## Start

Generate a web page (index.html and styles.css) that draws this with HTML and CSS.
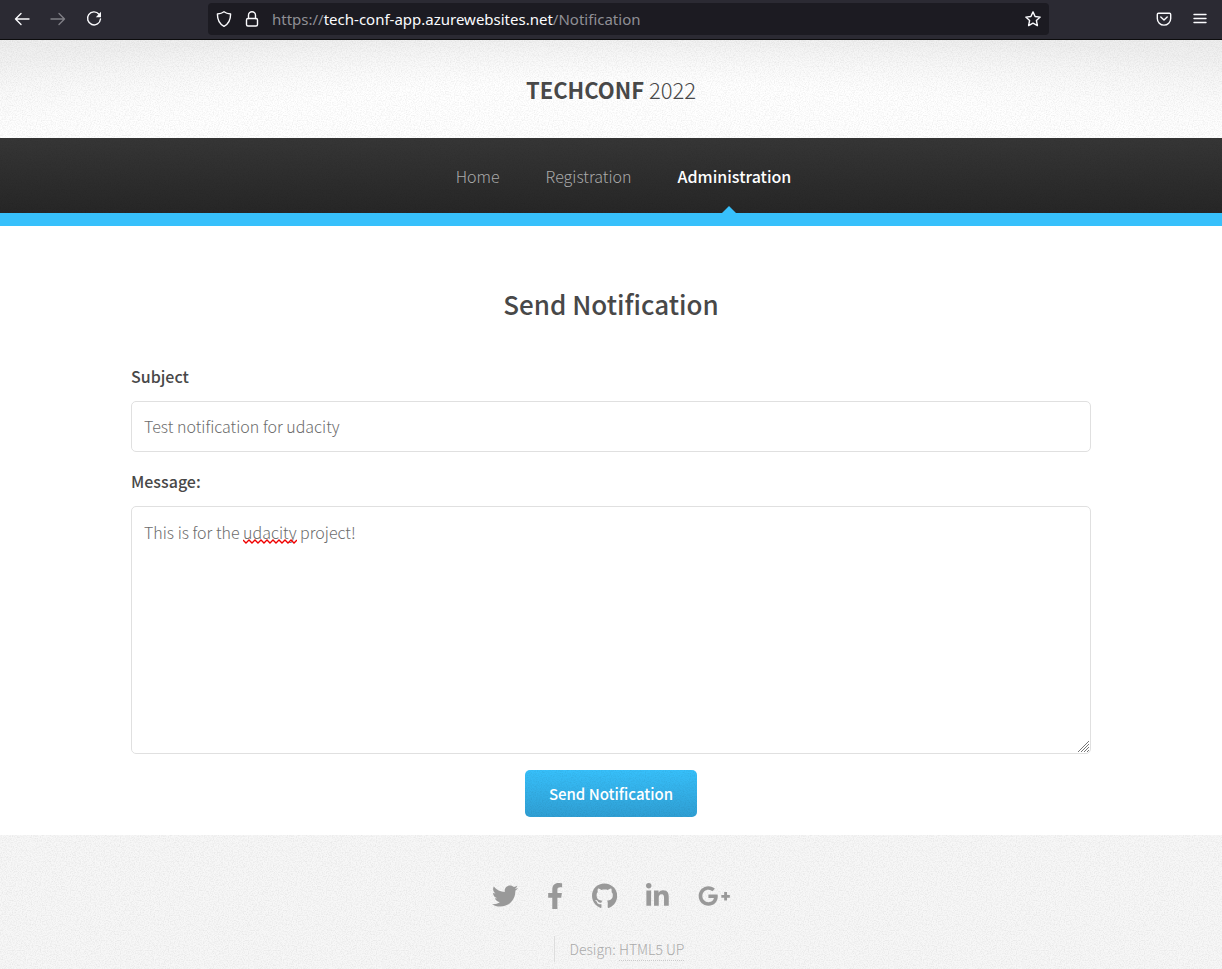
FILE: index.html
```html
<!DOCTYPE html>
<html lang="en">
<head>
<meta charset="utf-8">
<title>TechConf 2022 - Send Notification</title>
<link rel="stylesheet" href="styles.css">
</head>
<body>
<div class="toolbar">
  <div class="toolbar-side">
    <button class="tool" type="button" aria-label="Back"><svg width="16" height="16" viewBox="0 0 16 16"><path d="M15 8H1.500M7 2.500 1.500 8 7 13.500"/></svg></button>
    <button class="tool tool-off" type="button" aria-label="Forward"><svg width="16" height="16" viewBox="0 0 16 16"><path d="M1 8h13.500M9 2.500 14.500 8 9 13.500"/></svg></button>
    <button class="tool" type="button" aria-label="Reload"><svg width="16" height="16" viewBox="0 0 16 16"><path d="M13 3.200A6.500 6.500 0 1 0 14.500 8"/><path class="solid" d="M15 .8v5.400H9.800z"/></svg></button>
  </div>
  <div class="address">
    <svg width="16" height="16" viewBox="0 0 16 16"><path d="M8 .8C6.500 2 4 2.800 1.400 3c0 5.500 1.600 9.800 6.600 12.300C13 12.800 14.600 8.500 14.600 3 12 2.800 9.500 2 8 .8z"/></svg>
    <svg width="16" height="16" viewBox="0 0 16 16"><path d="M4.500 7.500V4.200a3.500 3.500 0 0 1 7 0v3.300"/><rect x="2.500" y="7.500" width="11" height="7.500" rx="1.500"/></svg>
    <span class="url">https://<b>tech-conf-app.azurewebsites.net</b>/Notification</span>
    <svg width="16" height="16" viewBox="0 0 16 16"><path d="m8 .9 2.100 4.600 5.100.6-3.800 3.400 1 5.100L8 12.100l-4.400 2.500 1-5.100L.8 6.100l5.100-.6z"/></svg>
  </div>
  <div class="toolbar-side toolbar-end">
    <button class="tool" type="button" aria-label="Save to Pocket"><svg width="16" height="16" viewBox="0 0 16 16"><path d="M2.500 2.200h11c.7 0 1.200.5 1.200 1.200v4a6.700 6.700 0 0 1-13.400 0v-4c0-.7.5-1.200 1.200-1.200zM4.800 6 8 9l3.200-3"/></svg></button>
    <button class="tool" type="button" aria-label="Menu"><svg width="16" height="16" viewBox="0 0 16 16"><path d="M2 3.500h12M2 7.500h12M2 11.500h12"/></svg></button>
  </div>
</div>

<header class="header">
  <h1 class="logo"><strong>TECHCONF</strong> 2022</h1>
</header>

<nav class="nav">
  <a href="#home">Home</a>
  <a href="#registration">Registration</a>
  <a class="current" href="#administration">Administration</a>
</nav>

<main class="main">
  <h2 class="title">Send Notification</h2>
  <form class="form">
    <label for="subject">Subject</label>
    <input id="subject" type="text" value="Test notification for udacity">
    <label for="message">Message:</label>
    <div class="message">
      <textarea id="message" spellcheck="false">This is for the udacity project!</textarea>
      <svg class="squiggle" width="54" height="5" viewBox="0 0 54 5"><path d="M0 1 3 4 6 1 9 4 12 1 15 4 18 1 21 4 24 1 27 4 30 1 33 4 36 1 39 4 42 1 45 4 48 1 51 4 54 1"/></svg>
    </div>
    <button class="send" type="submit">Send Notification</button>
  </form>
</main>

<footer class="footer">
  <div class="social">
    <a href="#twitter" aria-label="Twitter"><svg height="26" viewBox="0 0 512 512"><path d="M459.370 151.716c.325 4.548.325 9.097.325 13.645 0 138.720-105.583 298.558-298.558 298.558-59.452 0-114.680-17.219-161.137-47.106 8.447.974 16.568 1.299 25.340 1.299 49.055 0 94.213-16.568 130.274-44.832-46.132-.975-84.792-31.188-98.112-72.772 6.498.974 12.995 1.624 19.818 1.624 9.421 0 18.843-1.300 27.614-3.573-48.081-9.747-84.143-51.980-84.143-102.985v-1.299c13.969 7.797 30.214 12.670 47.431 13.319-28.264-18.843-46.781-51.005-46.781-87.391 0-19.492 5.197-37.360 14.294-52.954 51.655 63.675 129.300 105.258 216.365 109.807-1.624-7.797-2.599-15.918-2.599-24.040 0-57.828 46.782-104.934 104.934-104.934 30.213 0 57.502 12.670 76.670 33.137 23.715-4.548 46.456-13.320 66.599-25.340-7.798 24.366-24.366 44.833-46.132 57.827 21.117-2.273 41.584-8.122 60.426-16.243-14.292 20.791-32.161 39.308-52.628 54.253z"/></svg></a>
    <a href="#facebook" aria-label="Facebook"><svg height="26" viewBox="0 0 320 512"><path d="M279.140 288l14.220-92.660h-88.910v-60.130c0-25.350 12.420-50.060 52.240-50.060h40.420V6.260S260.430 0 225.360 0c-73.220 0-121.080 44.380-121.080 124.720v70.620H22.890V288h81.390v224h100.170V288z"/></svg></a>
    <a href="#github" aria-label="GitHub"><svg height="26" viewBox="0 0 496 512"><path d="M244.800 8C106.100 8 0 113.300 0 252c0 110.900 69.800 205.800 169.500 239.200 12.800 2.300 17.300-5.600 17.300-12.100 0-6.200-.3-40.400-.3-61.400 0 0-70 15-84.700-29.800 0 0-11.400-29.100-27.800-36.600 0 0-22.900-15.700 1.600-15.400 0 0 24.900 2 38.600 25.800 21.900 38.600 58.600 27.500 72.900 20.900 2.300-16 8.800-27.100 16-33.700-55.900-6.200-112.300-14.300-112.300-110.500 0-27.500 7.600-41.300 23.600-58.900-2.600-6.500-11.100-33.300 2.600-67.900 20.900-6.500 69 27 69 27 20-5.600 41.500-8.500 62.800-8.500s42.800 2.900 62.800 8.500c0 0 48.100-33.600 69-27 13.700 34.700 5.200 61.400 2.600 67.900 16 17.700 25.800 31.500 25.800 58.900 0 96.500-58.900 104.200-114.800 110.500 9.200 7.900 17 22.900 17 46.400 0 33.700-.3 75.400-.3 83.600 0 6.500 4.600 14.400 17.300 12.100C428.200 457.800 496 362.900 496 252 496 113.300 383.500 8 244.800 8z"/></svg></a>
    <a href="#linkedin" aria-label="LinkedIn"><svg height="26" viewBox="0 0 448 512"><path d="M100.300 448H7.400V148.900h92.900zM53.800 108.100C24.100 108.100 0 83.500 0 53.800a53.800 53.800 0 0 1 107.600 0c0 29.700-24.100 54.300-53.800 54.300zM447.900 448h-92.700V302.400c0-34.700-.7-79.200-48.300-79.200-48.300 0-55.700 37.700-55.700 76.700V448h-92.800V148.900h89.100v40.800h1.300c12.400-23.500 42.700-48.300 87.900-48.300 94 0 111.300 61.900 111.300 142.300V448z"/></svg></a>
    <a href="#google-plus" aria-label="Google Plus"><svg height="26" viewBox="0 0 640 512"><path d="M386.061 228.496c1.834 9.692 3.143 19.384 3.143 31.956C389.204 370.205 315.599 448 204.800 448c-106.084 0-192-85.915-192-192s85.916-192 192-192c51.864 0 95.083 18.859 128.611 50.292l-52.126 50.030c-14.145-13.621-39.028-29.599-76.485-29.599-65.484 0-118.920 54.221-118.920 121.277 0 67.056 53.436 121.277 118.920 121.277 75.961 0 104.513-54.745 108.965-82.773H204.800v-66.009h181.261zm185.406 6.437V179.200h-56.001v55.733h-55.733v56.001h55.733v55.733h56.001v-55.733H627.200v-56.001h-55.733z"/></svg></a>
  </div>
  <div class="credits">
    <p class="credit">Design: <a href="#html5up">HTML5 UP</a></p>
  </div>
</footer>
</body>
</html>
```
FILE: styles.css
```css
:root {
  --grain: url("data:image/svg+xml,%3Csvg xmlns='http://www.w3.org/2000/svg' width='128' height='128'%3E%3Cfilter id='n' x='0' y='0' width='100%25' height='100%25'%3E%3CfeTurbulence type='fractalNoise' baseFrequency='.8' numOctaves='2' stitchTiles='stitch'/%3E%3CfeColorMatrix values='0 0 0 0 0 0 0 0 0 0 0 0 0 0 0 .14 0 0 0 -.055'/%3E%3C/filter%3E%3Crect width='128' height='128' filter='url(%23n)'/%3E%3C/svg%3E");
}

* {
  box-sizing: border-box;
}

body {
  margin: 0;
  min-height: 100vh;
  display: flex;
  flex-direction: column;
  background: #fff;
  color: #6c6c6c;
  font: 300 16px/28px "Noto Sans CJK SC", "Noto Sans", sans-serif;
}

svg {
  display: block;
}

/* Browser toolbar */

.toolbar {
  display: flex;
  align-items: center;
  height: 40px;
  padding-bottom: 2px;
  background: #2b2a33;
  border-bottom: 1px solid #0c0c0d;
}

.toolbar svg {
  flex: none;
  fill: none;
  stroke: #fbfbfe;
  stroke-width: 1.4;
  stroke-linejoin: round;
  stroke-linecap: round;
}

.toolbar .solid {
  fill: #fbfbfe;
  stroke: none;
}

.toolbar-side {
  flex: 196 1 0;
  display: flex;
  gap: 4px;
  padding: 0 6px;
}

.toolbar-end {
  flex-grow: 161;
  justify-content: flex-end;
}

.tool {
  padding: 8px;
  border: 0;
  background: none;
}

.tool-off {
  opacity: 0.4;
}

.address {
  flex: 825 1 0;
  display: flex;
  align-items: center;
  gap: 12px;
  height: 32px;
  padding: 0 8px;
  border-radius: 4px;
  background: #1c1b22;
}

.url {
  flex: 1;
  color: #8f8f95;
  font: 400 15px/20px "Noto Sans", sans-serif;
}

.url b {
  color: #fbfbfe;
  font-weight: 400;
}

/* Site header */

.header {
  padding: 31px 0;
  text-align: center;
  background: var(--grain), radial-gradient(ellipse 70% 110% at 50% 100%, #fff 50%, transparent), linear-gradient(#eee, #fff);
}

.logo {
  margin: 0;
  color: #484848;
  font-size: 22px;
  font-weight: 300;
  line-height: 36px;
}

.logo strong {
  font-weight: 700;
}

.nav {
  display: flex;
  justify-content: center;
  gap: 46px;
  padding: 0 0 0 25px;
  border-bottom: 13px solid #37c0fb;
  background: var(--grain), linear-gradient(#363636, #262626);
}

.nav a {
  position: relative;
  padding-top: 2px;
  color: #aaa;
  line-height: 73px;
  text-decoration: none;
}

.nav .current {
  color: #fff;
  font-weight: 500;
}

.nav .current::after {
  content: "";
  position: absolute;
  left: calc(50% - 12px);
  bottom: 0;
  border: solid transparent;
  border-width: 0 7px 7px;
  border-bottom-color: #37c0fb;
}

/* Form */

.main {
  width: 100%;
  max-width: 992px;
  margin: 0 auto;
  padding: 60px 16px 18px;
}

.title {
  margin: 0 0 40px;
  color: #484848;
  font-size: 26px;
  font-weight: 500;
  line-height: 36px;
  text-align: center;
}

.form {
  display: flex;
  flex-direction: column;
}

.form label {
  margin-bottom: 11px;
  color: #484848;
  font-weight: 500;
}

.form input,
.form textarea {
  display: block;
  width: 100%;
  padding: 9px 12px 11px;
  border: 1px solid #e0e0e0;
  border-radius: 5px;
  outline: 0;
  background: #fff;
  color: inherit;
  font: inherit;
}

.form input {
  height: 51px;
  margin-bottom: 15px;
}

.form textarea {
  height: 248px;
  padding-top: 11px;
  resize: vertical;
}

.form textarea::-webkit-resizer {
  background: url("data:image/svg+xml,%3Csvg xmlns='http://www.w3.org/2000/svg' viewBox='0 0 15 15'%3E%3Cpath d='M3 14 14 3M6 14l8-8M9 14l5-5M12 14l2-2' stroke='%23777' fill='none'/%3E%3C/svg%3E") no-repeat right bottom / 15px 15px;
}

.message {
  position: relative;
  margin-bottom: 16px;
}

.squiggle {
  position: absolute;
  left: 112px;
  top: 33px;
  fill: none;
  stroke: #f00000;
  stroke-width: 1.4;
}

.send {
  align-self: center;
  padding: 0 24px;
  border: 0;
  border-radius: 5px;
  background: var(--grain), linear-gradient(#37c0fb, #2f9fd4);
  color: #fff;
  font: inherit;
  font-size: 15px;
  font-weight: 500;
  line-height: 47px;
}

/* Footer */

.footer {
  flex: 1;
  padding: 48px 0 6px;
  background: var(--grain), #f7f7f7;
}

.social {
  display: flex;
  justify-content: center;
  gap: 29px;
  margin-bottom: 27px;
}

.social svg {
  fill: #999;
}

.credits {
  display: flex;
  justify-content: center;
  padding-left: 16px;
}

.credit {
  margin: 0;
  padding-left: 15px;
  border-left: 1px solid #ddd;
  color: #aaa;
  font-size: 14px;
  line-height: 26px;
}

.credit a {
  display: inline-block;
  border-bottom: 1px dotted #ccc;
  color: inherit;
  line-height: 22px;
  text-decoration: none;
}
```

## End

_Written request_
Return all lines of the material above in which the word "index" occurs.

_Task answer_
Generate a web page (index.html and styles.css) that draws this with HTML and CSS.
FILE: index.html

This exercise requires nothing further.